Maybe we can have 'GitHub Diplomacy' ...
Our best bet is coalesce around each other, the working class, and build a better system of world governance.
This will get downvoted but the truth is the US doesn't treat us any better. Plenty of people are given harsh sentences for victimless-crimes. Property is protected at all costs. The system is pay-to-play. You either get in line or are ostracized.
The reality is that people simply don't care about Iran or know where it even is. Foreign policy issue outside of direct wars almost never dominate the political cycle.
And even if they do on a presidential level, since only the president is relevant vote for a national level it impact is minimal. Congress elections usually don't turn on foreign policy.
The parent stated "But the Islamic Republic has no limits. They would shoot and kill and many as it takes." Parent also stated "The government is also quite scared, and to make sure there wont be uprisings, is spreading fear. They execute people and hand cruel sentences to everyone. Last weeks they gave a 10 years sentence to an 18 years makeup artist who had a famous Instagram account. Journalists are executed, etc. People's morale are completely shattered."
You, and others, don't have it better in the US? Really?

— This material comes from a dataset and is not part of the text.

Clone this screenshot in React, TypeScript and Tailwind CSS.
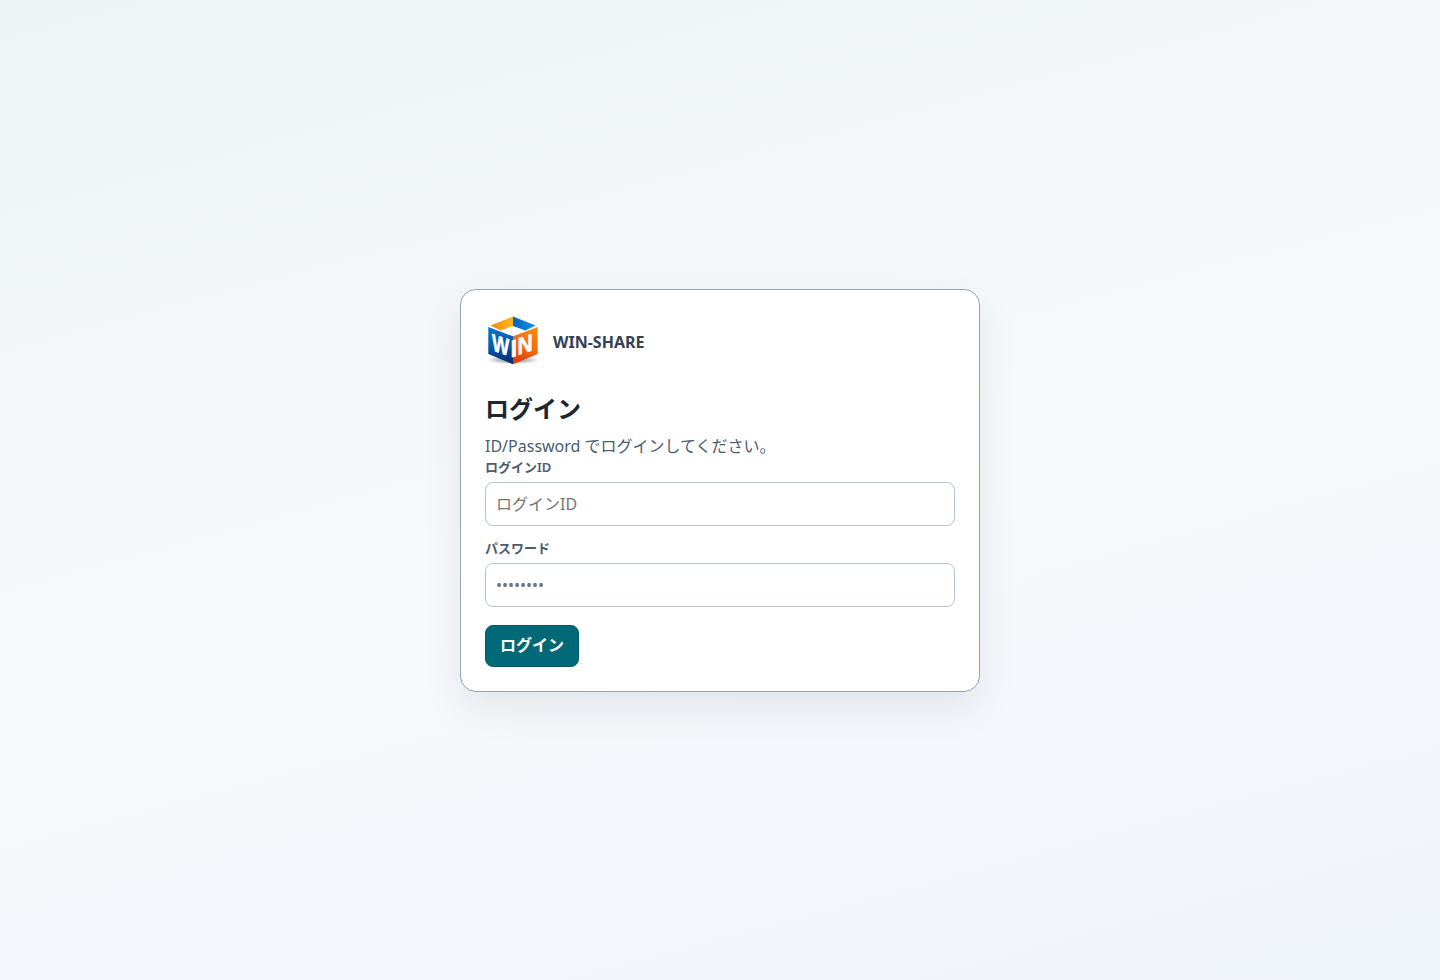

I think you are trying to show empathy and I agree with most of your comment, but to me, you can't empathize unless you've experienced it.
And I don't wish to demean experiences of some oppressed people in the US and their experiences (certainly the wrongfully convicted come to mind as a huge injustice), but your comment is not objectively accurate.
It works on some level.
Also, it's definitely the job of the US diplomatic corps to set out the strategy there because most plebes couldn't find Iran on a map.
It'd be nice to try to explain the policy better, but as I check in with TikTok for a few minutes now and again, I don't think there's much hope there.